The Beguiling of Merlin is a painting by the British Pre-Raphaelite painter Edward Burne-Jones that was created between 1872 and 1877.

The painting depicts a scene from the Arthurian legend about the infatuation of Merlin with the Lady of the Lake, Nimue. Merlin is shown trapped, helpless in a hawthorn bush as Nimue reads from a book of spells.

The work was commissioned from Burne-Jones by Frederick Richards Leyland, a Liverpool ship-owner and art-collector, in the late 1860s.
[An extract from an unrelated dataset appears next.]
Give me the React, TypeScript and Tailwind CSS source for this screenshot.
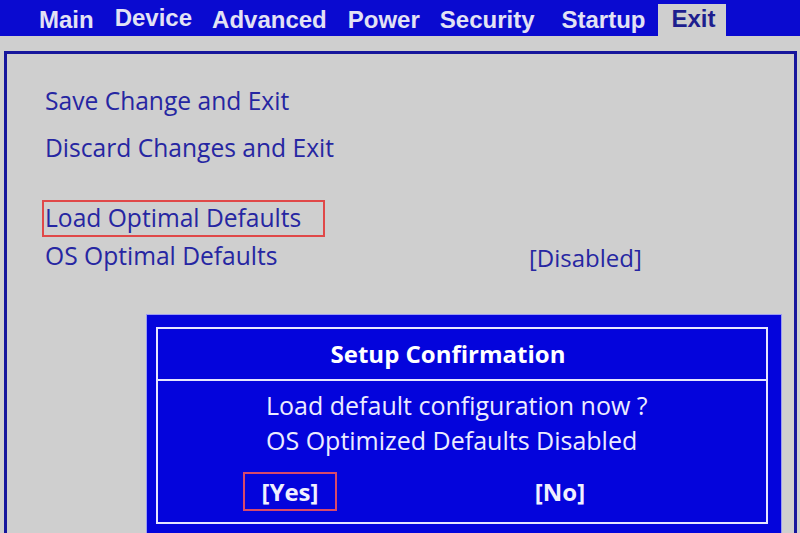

After a false start blamed on "poor materials", Burne-Jones began work on the painting proper in 1873, finishing the body of the work by the end of 1874; however, the painting was not first exhibited until 1877 at the opening exhibition of the Grosvenor Gallery in London.

Burne-Jones used Maria Zambaco, who was probably his mistress from 1866 to 1872, for the model for the head of Nimue.

The Beguiling of Merlin was purchased by Lord Leverhulme in 1918 and remains in the Lady Lever Art Gallery to the present day.

The painting features on the covers of the books Possession: A Romance (1990), by A. S. Byatt, and Fiona MacCarthy's biography of Burne-Jones, The Last Pre-Raphaelite (2011). The painting also plays a significant role in the 1991 novel King Solomon's Carpet by Ruth Rendell writing as Barbara Vine.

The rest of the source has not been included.